As the ancient, shriveled, parchment-faced Chief Justice Roger B. Taney, who resembled a “galvanized corpse,” rose to administer the oath of office, he appeared very agitated, evidently upset by the new president’s remarks about the Supreme Court. After Lincoln swore to “faithfully execute the office of President” and to “preserve, protect, and defend the Constitution,” he kissed the Bible. People in the crowd tossed hats into the air, wiped their eyes, and shouted till they grew hoarse. Lincoln shook hands with Taney and the other dignitaries on the platform and then rode with Buchanan back down Pennsylvania Avenue to the White House, where a public reception was held. There the ex-president shook his successor’s hand, wished him luck, and returned to Pennsylvania to write a defense of his administration. Lincoln cordially received all well-wishers and kissed thirty-four young girls, representing each state of the Union.

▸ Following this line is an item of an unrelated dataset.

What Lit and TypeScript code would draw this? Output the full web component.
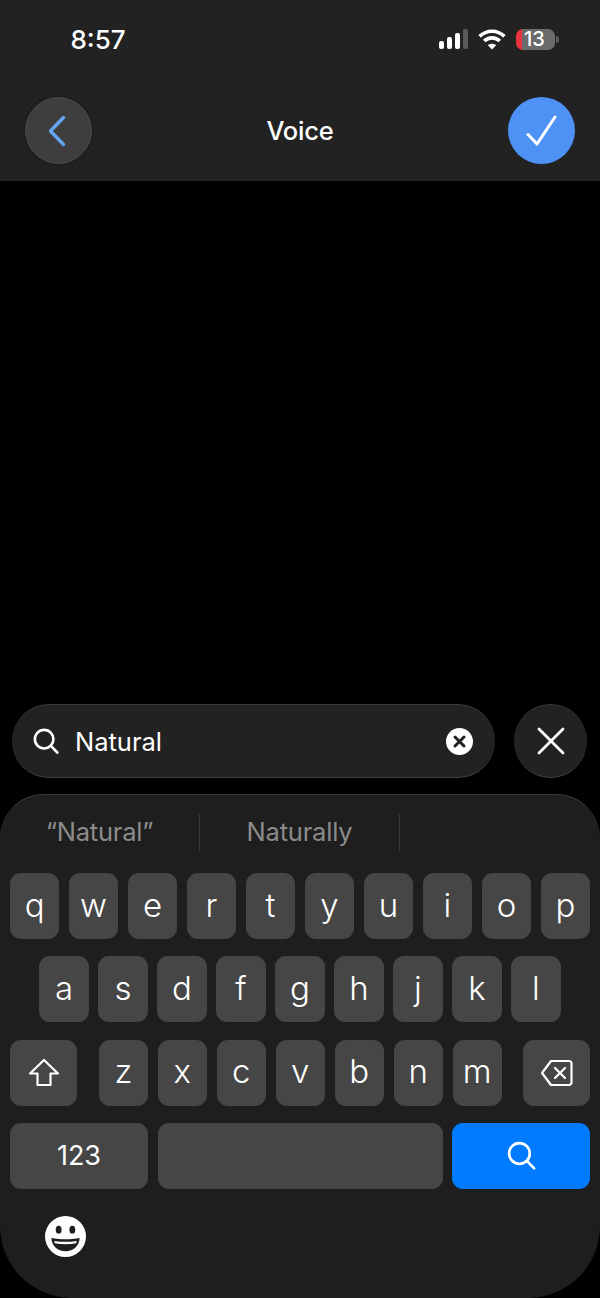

During the inaugural ceremony, Thurlow Weed left early and passed by Winfield Scott, stationed near the Capitol beside an artillery battery. The anxious general asked how the ceremony was going. “It is a success,” answered Weed. “God be praised! God in his goodness be praised!” exclaimed Old Fuss and Feathers. The two men then embraced like a pair of joyful school-boys.104
The retiring president, who during the delivery of the inaugural “looked the very picture of a forlorn, wretched, careworn, conscience-sore, decrepit old man,” seemed unenthusiastic.105 Yet that afternoon, in conversation with friends, he called the address “high-toned, patriotic, conservative,” and “very able.”106 (In fact, many passages in it closely resembled language Buchanan had employed in his annual message to Congress the previous December.)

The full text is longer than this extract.